Activate the refinement with #using:
using M
c = C.new
c.foo # prints "C#foo in M"
== Scope
You may only activate refinements at top-level, not inside any class, module
or method scope. You may activate refinements in a string passed to
Kernel#eval that is evaluated at top-level. Refinements are active until the
end of the file or the end of the eval string, respectively.
Refinements are lexical in scope. When control is transferred outside the
scope the refinement is deactivated. This means that if you require or load a
file or call a method that is defined outside the current scope the refinement
will be deactivated:
class C
end
module M
refine C do
def foo
puts "C#foo in M"
end
end
end
def call_foo(x)
x.foo
end
using M
x = C.new
x.foo # prints "C#foo in M"
call_foo(x) #=> raises NoMethodError
If a method is defined in a scope where a refinement is active the refinement
will be active when the method is called. This example spans multiple files:
c.rb:
class C
end
m.rb:
require "c"
module M
refine C do
def foo
puts "C#foo in M"
end
end
end
m_user.rb:
require "m"
using M
class MUser
def call_foo(x)
x.foo
end
end
main.rb:
require "m_user"
x = C.new
m_user = MUser.new
m_user.call_foo(x) # prints "C#foo in M"
x.foo #=> raises NoMethodError
Since the refinement +M+ is active in m_user.rb
where
MUser#call_foo
is defined it is also active when
main.rb
calls +call_foo+.
Since #using is a method, refinements are only active when it is called. Here
are examples of where a refinement +M+ is and is not active.
In a file:
# not activated here
using M
# activated here
class Foo
# activated here
def foo
# activated here
end
# activated here
end
# activated here
In eval:
# not activated here
eval <2}, {3=>4}].to_json # prints "[{\"1\":2},{\"3\":4}]"

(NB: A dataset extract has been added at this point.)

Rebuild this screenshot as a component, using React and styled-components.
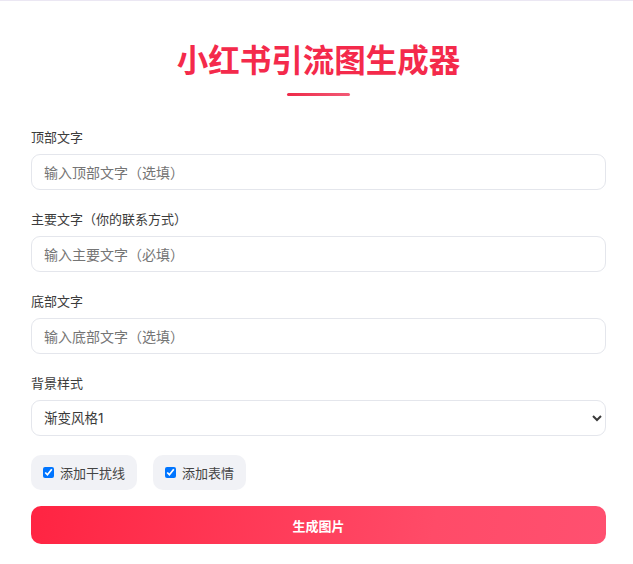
import { useState } from "react";
import styled, { createGlobalStyle } from "styled-components";

const GlobalStyle = createGlobalStyle`
  * {
    box-sizing: border-box;
  }

  body {
    margin: 0;
    background: #ebe7f3;
    font-family: "Inter", "Noto Sans CJK SC", sans-serif;
    color: #333;
  }
`;

const fields = [
  { id: "top", label: "顶部文字", placeholder: "输入顶部文字（选填）" },
  { id: "main", label: "主要文字（你的联系方式）", placeholder: "输入主要文字（必填）" },
  { id: "bottom", label: "底部文字", placeholder: "输入底部文字（选填）" },
];

const App = () => {
  const [values, setValues] = useState({ top: "", main: "", bottom: "" });
  const [bg, setBg] = useState("1");
  const [noise, setNoise] = useState(true);
  const [emoji, setEmoji] = useState(true);

  const changeHandler = (id) => (e) => {
    setValues({ ...values, [id]: e.target.value });
  };

  return (
    <>
      <GlobalStyle />
      <Card>
        <Header>
          <Title>小红书引流图生成器</Title>
          <Underline />
        </Header>

        {fields.map((field) => (
          <Group key={field.id}>
            <Label htmlFor={field.id}>{field.label}</Label>
            <Input
              id={field.id}
              placeholder={field.placeholder}
              value={values[field.id]}
              onChange={changeHandler(field.id)}
            />
          </Group>
        ))}

        <Group>
          <Label htmlFor="bg">背景样式</Label>
          <Select id="bg" value={bg} onChange={(e) => setBg(e.target.value)}>
            <option value="1">渐变风格1</option>
            <option value="2">渐变风格2</option>
            <option value="3">渐变风格3</option>
          </Select>
        </Group>

        <Options>
          <Option>
            <input
              type="checkbox"
              checked={noise}
              onChange={() => setNoise(!noise)}
            />
            添加干扰线
          </Option>
          <Option>
            <input
              type="checkbox"
              checked={emoji}
              onChange={() => setEmoji(!emoji)}
            />
            添加表情
          </Option>
        </Options>

        <GenerateButton>生成图片</GenerateButton>
      </Card>
    </>
  );
};

const Card = styled.div`
  margin-top: 1px;
  min-height: 563px;
  background: #fff;
  padding: 40px 27px 0 31px;
`;

const Header = styled.div`
  display: flex;
  flex-direction: column;
  align-items: center;
  margin-bottom: 31px;
`;

const Title = styled.h1`
  margin: 0;
  font-size: 31.5px;
  line-height: 40px;
  font-weight: 700;
  color: #f42a4b;
  letter-spacing: 0;
`;

const Underline = styled.div`
  width: 63px;
  height: 3px;
  margin-top: 12px;
  border-radius: 2px;
  background: linear-gradient(90deg, #ee2a48, #f25a76);
`;

const Group = styled.div`
  margin-bottom: 19px;
`;

const Label = styled.label`
  display: block;
  font-size: 13px;
  line-height: 20px;
  font-weight: 400;
  color: #3c3c3c;
  margin-bottom: 7px;
`;

const Input = styled.input`
  display: block;
  width: 100%;
  height: 36px;
  padding: 0 12px;
  border: 1px solid #e4e6ec;
  border-radius: 9px;
  font-family: inherit;
  font-size: 14px;
  color: #333;
  outline: none;

  ::placeholder {
    color: #8d8d8d;
  }
`;

const Select = styled.select`
  display: block;
  width: 100%;
  height: 36px;
  padding: 0 8px;
  border: 1px solid #e4e6ec;
  border-radius: 9px;
  background: #fff;
  font-family: inherit;
  font-size: 13.5px;
  color: #3a3a3a;
  outline: none;
`;

const Options = styled.div`
  display: flex;
  gap: 16px;
  margin-bottom: 16px;
`;

const Option = styled.label`
  display: flex;
  align-items: center;
  gap: 6px;
  height: 35px;
  padding: 0 12px;
  background: #f1f2f6;
  border-radius: 10px;
  font-size: 13px;
  color: #444;

  input {
    margin: 0;
    width: 11px;
    height: 11px;
  }
`;

const GenerateButton = styled.button`
  display: flex;
  justify-content: center;
  align-items: center;
  width: 100%;
  height: 38px;
  border: none;
  border-radius: 10px;
  background: linear-gradient(100deg, #ff2442, #ff4b68 70%, #ff5070);
  color: #fff;
  font-family: inherit;
  font-size: 13px;
  font-weight: 700;
  cursor: pointer;
`;

export default App;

You may also activate refinements in a class or module definition, in which
case the refinements are activated from the point where using is called to
the end of the class or module definition:
# not activated here
class Foo
# not activated here
using M
# activated here
def foo
# activated here
end
# activated here
end
# not activated here
Note that the refinements in M are not activated automatically even if the class
Foo is reopened later.
== Method Lookup
When looking up a method for an instance of class +C+ Ruby checks:
* If refinements are active for +C+, in the reverse order they were activated:
* The prepended modules from the refinement for +C+
* The refinement for +C+
* The included modules from the refinement for +C+
* The prepended modules of +C+
* +C+
* The included modules of +C+
If no method was found at any point this repeats with the superclass of +C+.
Note that methods in a subclass have priority over refinements in a
superclass. For example, if the method /
is defined in a
refinement for Integer 1 / 2
invokes the original Fixnum#/
because Fixnum is a subclass of Integer and is searched before the refinements
for the superclass Integer.
If a method +foo+ is defined on Integer in a refinement, 1.foo
invokes that method since +foo+ does not exist on Fixnum.
== +super+
When +super+ is invoked method lookup checks:
* The included modules of the current class. Note that the current class may
be a refinement.
* If the current class is a refinement, the method lookup proceeds as in the
Method Lookup section above.
* If the current class has a direct superclass, the method proceeds as in the
Method Lookup section above using the superclass.
Note that +super+ in a method of a refinement invokes the method in the
refined class even if there is another refinement which has been activated in
the same context.
== Indirect Method Calls
When using indirect method access such as Kernel#send, Kernel#method or
Kernel#respond_to? refinements are not honored for the caller context during
method lookup.
This behavior may be changed in the future.
== Refinements and module inclusion
Refinements are inherited by module inclusion. That is, using activates all
refinements in the ancestors of the specified module. Refinements in a
descendant have priority over refinements in an ancestor.
== Further Reading
See http://bugs.ruby-lang.org/projects/ruby-trunk/wiki/RefinementsSpec for the
current specification for implementing refinements. The specification also
contains more details.